Set problem: All of the data should be repeated exactly; pictures are not part of the copy.

Recorded information:
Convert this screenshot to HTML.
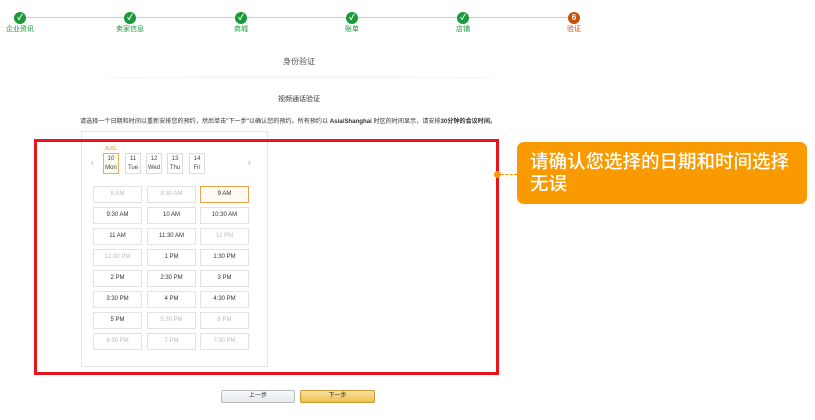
<!DOCTYPE html><html><head><meta charset="utf-8"><style>
body{margin:0;width:815px;height:420px;background:#fff;position:relative;overflow:hidden;font-family:"Liberation Sans","Noto Sans CJK SC",sans-serif;color:#333}
.a{position:absolute}
.line{left:20px;top:17px;width:554px;height:1px;background:#ccc}
.st{width:12px;height:12px;border-radius:50%;background:#1a9a3a;top:12px;color:#fff;font-size:8px;text-align:center;line-height:12px;font-weight:bold}
.lb{top:24px;font-size:7px;color:#1a9a3a;transform:translateX(-50%);white-space:nowrap}
.d{top:153px;width:16px;height:21px;border:1px solid #ddd;font-size:6px;text-align:center;line-height:9px;padding-top:1px;box-sizing:border-box;color:#444}
.t{width:49px;height:17px;border:1px solid #e2e2e2;box-sizing:border-box;font-size:6px;text-align:center;line-height:15px;color:#333}
.g{color:#bbb}
</style></head><body>
<div class="a line"></div>
<div class="a st" style="left:14px">✓</div><div class="a st" style="left:124px">✓</div><div class="a st" style="left:235px">✓</div><div class="a st" style="left:346px">✓</div><div class="a st" style="left:457px">✓</div><div class="a st" style="left:568px;background:#c8500a">6</div>
<div class="a lb" style="left:20px">企业资讯</div><div class="a lb" style="left:130px">卖家信息</div><div class="a lb" style="left:241px">商城</div><div class="a lb" style="left:352px">账单</div><div class="a lb" style="left:463px">店铺</div><div class="a lb" style="left:574px;color:#c8500a">验证</div>
<div class="a" style="left:0;width:598px;top:56px;text-align:center;font-size:8px;color:#555">身份验证</div>
<div class="a" style="left:100px;width:400px;top:76px;height:4px;background:linear-gradient(#f2f2f2,#fff);border-radius:50%"></div>
<div class="a" style="left:0;width:598px;top:94px;text-align:center;font-size:7px">视频通话验证</div>
<div class="a" style="left:80px;top:116px;font-size:6.1px;white-space:nowrap">请选择一个日期和时间以重新安排您的预约，然后单击"下一步"以确认您的预约。所有预约以 <b>Asia/Shanghai</b> 时区的时间显示，请安排<b>30分钟的会议时间。</b></div>
<div class="a" style="left:81px;top:131px;width:187px;height:236px;border:1px solid #e6e6e6;box-sizing:border-box"></div>
<div class="a" style="left:105px;top:146px;font-size:5px;color:#e8902a">AUG</div>
<div class="a" style="left:91px;top:158px;font-size:8px;color:#999">‹</div><div class="a" style="left:248px;top:158px;font-size:8px;color:#999">›</div>
<div class="a d" style="left:103px;border-color:#e8b060;background:#fffaf0">10<br>Mon</div><div class="a d" style="left:125px">11<br>Tue</div><div class="a d" style="left:146px">12<br>Wed</div><div class="a d" style="left:167px">13<br>Thu</div><div class="a d" style="left:189px">14<br>Fri</div>
<div class="a t g" style="left:93px;top:186px">8 AM</div><div class="a t g" style="left:147px;top:186px">8:30 AM</div><div class="a t" style="left:200px;top:186px;border-color:#e8a050;background:#fffaf2">9 AM</div>
<div class="a t" style="left:93px;top:207px">9:30 AM</div><div class="a t" style="left:147px;top:207px">10 AM</div><div class="a t" style="left:200px;top:207px">10:30 AM</div>
<div class="a t" style="left:93px;top:228px">11 AM</div><div class="a t" style="left:147px;top:228px">11:30 AM</div><div class="a t g" style="left:200px;top:228px">12 PM</div>
<div class="a t g" style="left:93px;top:249px">12:30 PM</div><div class="a t" style="left:147px;top:249px">1 PM</div><div class="a t" style="left:200px;top:249px">1:30 PM</div>
<div class="a t" style="left:93px;top:270px">2 PM</div><div class="a t" style="left:147px;top:270px">2:30 PM</div><div class="a t" style="left:200px;top:270px">3 PM</div>
<div class="a t" style="left:93px;top:291px">3:30 PM</div><div class="a t" style="left:147px;top:291px">4 PM</div><div class="a t" style="left:200px;top:291px">4:30 PM</div>
<div class="a t" style="left:93px;top:312px">5 PM</div><div class="a t g" style="left:147px;top:312px">5:30 PM</div><div class="a t g" style="left:200px;top:312px">6 PM</div>
<div class="a t g" style="left:93px;top:333px">6:30 PM</div><div class="a t g" style="left:147px;top:333px">7 PM</div><div class="a t g" style="left:200px;top:333px">7:30 PM</div>
<div class="a" style="left:34px;top:139px;width:465px;height:236px;border:3px solid #e8141c;box-sizing:border-box"></div>
<div class="a" style="left:494px;top:171px;width:7px;height:7px;border-radius:50%;background:#f90"></div>
<div class="a" style="left:501px;top:174px;width:16px;border-top:1px dashed #f90"></div>
<div class="a" style="left:517px;top:142px;width:290px;height:62px;background:#f99a00;border-radius:7px;color:#fff;font-size:18.5px;font-weight:500;line-height:22px;padding:9px 0 0 13px;box-sizing:border-box;white-space:nowrap">请确认您选择的日期和时间选择<br>无误</div>
<div class="a" style="left:221px;top:390px;width:74px;height:13px;border:1px solid #bbb;border-radius:2px;background:linear-gradient(#f7f8fa,#e7e9ec);box-sizing:border-box;font-size:6px;text-align:center;line-height:11px">上一步</div>
<div class="a" style="left:300px;top:390px;width:75px;height:13px;border:1px solid #c89b30;border-radius:2px;background:linear-gradient(#f7dfa5,#f0c14b);box-sizing:border-box;font-size:6px;text-align:center;line-height:11px">下一步</div>
</body></html>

Complete response:
Convert this screenshot to HTML.
<!DOCTYPE html><html><head><meta charset="utf-8"><style>
body{margin:0;width:815px;height:420px;background:#fff;position:relative;overflow:hidden;font-family:"Liberation Sans","Noto Sans CJK SC",sans-serif;color:#333}
.a{position:absolute}
.line{left:20px;top:17px;width:554px;height:1px;background:#ccc}
.st{width:12px;height:12px;border-radius:50%;background:#1a9a3a;top:12px;color:#fff;font-size:8px;text-align:center;line-height:12px;font-weight:bold}
.lb{top:24px;font-size:7px;color:#1a9a3a;transform:translateX(-50%);white-space:nowrap}
.d{top:153px;width:16px;height:21px;border:1px solid #ddd;font-size:6px;text-align:center;line-height:9px;padding-top:1px;box-sizing:border-box;color:#444}
.t{width:49px;height:17px;border:1px solid #e2e2e2;box-sizing:border-box;font-size:6px;text-align:center;line-height:15px;color:#333}
.g{color:#bbb}
</style></head><body>
<div class="a line"></div>
<div class="a st" style="left:14px">✓</div><div class="a st" style="left:124px">✓</div><div class="a st" style="left:235px">✓</div><div class="a st" style="left:346px">✓</div><div class="a st" style="left:457px">✓</div><div class="a st" style="left:568px;background:#c8500a">6</div>
<div class="a lb" style="left:20px">企业资讯</div><div class="a lb" style="left:130px">卖家信息</div><div class="a lb" style="left:241px">商城</div><div class="a lb" style="left:352px">账单</div><div class="a lb" style="left:463px">店铺</div><div class="a lb" style="left:574px;color:#c8500a">验证</div>
<div class="a" style="left:0;width:598px;top:56px;text-align:center;font-size:8px;color:#555">身份验证</div>
<div class="a" style="left:100px;width:400px;top:76px;height:4px;background:linear-gradient(#f2f2f2,#fff);border-radius:50%"></div>
<div class="a" style="left:0;width:598px;top:94px;text-align:center;font-size:7px">视频通话验证</div>
<div class="a" style="left:80px;top:116px;font-size:6.1px;white-space:nowrap">请选择一个日期和时间以重新安排您的预约，然后单击"下一步"以确认您的预约。所有预约以 <b>Asia/Shanghai</b> 时区的时间显示，请安排<b>30分钟的会议时间。</b></div>
<div class="a" style="left:81px;top:131px;width:187px;height:236px;border:1px solid #e6e6e6;box-sizing:border-box"></div>
<div class="a" style="left:105px;top:146px;font-size:5px;color:#e8902a">AUG</div>
<div class="a" style="left:91px;top:158px;font-size:8px;color:#999">‹</div><div class="a" style="left:248px;top:158px;font-size:8px;color:#999">›</div>
<div class="a d" style="left:103px;border-color:#e8b060;background:#fffaf0">10<br>Mon</div><div class="a d" style="left:125px">11<br>Tue</div><div class="a d" style="left:146px">12<br>Wed</div><div class="a d" style="left:167px">13<br>Thu</div><div class="a d" style="left:189px">14<br>Fri</div>
<div class="a t g" style="left:93px;top:186px">8 AM</div><div class="a t g" style="left:147px;top:186px">8:30 AM</div><div class="a t" style="left:200px;top:186px;border-color:#e8a050;background:#fffaf2">9 AM</div>
<div class="a t" style="left:93px;top:207px">9:30 AM</div><div class="a t" style="left:147px;top:207px">10 AM</div><div class="a t" style="left:200px;top:207px">10:30 AM</div>
<div class="a t" style="left:93px;top:228px">11 AM</div><div class="a t" style="left:147px;top:228px">11:30 AM</div><div class="a t g" style="left:200px;top:228px">12 PM</div>
<div class="a t g" style="left:93px;top:249px">12:30 PM</div><div class="a t" style="left:147px;top:249px">1 PM</div><div class="a t" style="left:200px;top:249px">1:30 PM</div>
<div class="a t" style="left:93px;top:270px">2 PM</div><div class="a t" style="left:147px;top:270px">2:30 PM</div><div class="a t" style="left:200px;top:270px">3 PM</div>
<div class="a t" style="left:93px;top:291px">3:30 PM</div><div class="a t" style="left:147px;top:291px">4 PM</div><div class="a t" style="left:200px;top:291px">4:30 PM</div>
<div class="a t" style="left:93px;top:312px">5 PM</div><div class="a t g" style="left:147px;top:312px">5:30 PM</div><div class="a t g" style="left:200px;top:312px">6 PM</div>
<div class="a t g" style="left:93px;top:333px">6:30 PM</div><div class="a t g" style="left:147px;top:333px">7 PM</div><div class="a t g" style="left:200px;top:333px">7:30 PM</div>
<div class="a" style="left:34px;top:139px;width:465px;height:236px;border:3px solid #e8141c;box-sizing:border-box"></div>
<div class="a" style="left:494px;top:171px;width:7px;height:7px;border-radius:50%;background:#f90"></div>
<div class="a" style="left:501px;top:174px;width:16px;border-top:1px dashed #f90"></div>
<div class="a" style="left:517px;top:142px;width:290px;height:62px;background:#f99a00;border-radius:7px;color:#fff;font-size:18.5px;font-weight:500;line-height:22px;padding:9px 0 0 13px;box-sizing:border-box;white-space:nowrap">请确认您选择的日期和时间选择<br>无误</div>
<div class="a" style="left:221px;top:390px;width:74px;height:13px;border:1px solid #bbb;border-radius:2px;background:linear-gradient(#f7f8fa,#e7e9ec);box-sizing:border-box;font-size:6px;text-align:center;line-height:11px">上一步</div>
<div class="a" style="left:300px;top:390px;width:75px;height:13px;border:1px solid #c89b30;border-radius:2px;background:linear-gradient(#f7dfa5,#f0c14b);box-sizing:border-box;font-size:6px;text-align:center;line-height:11px">下一步</div>
</body></html>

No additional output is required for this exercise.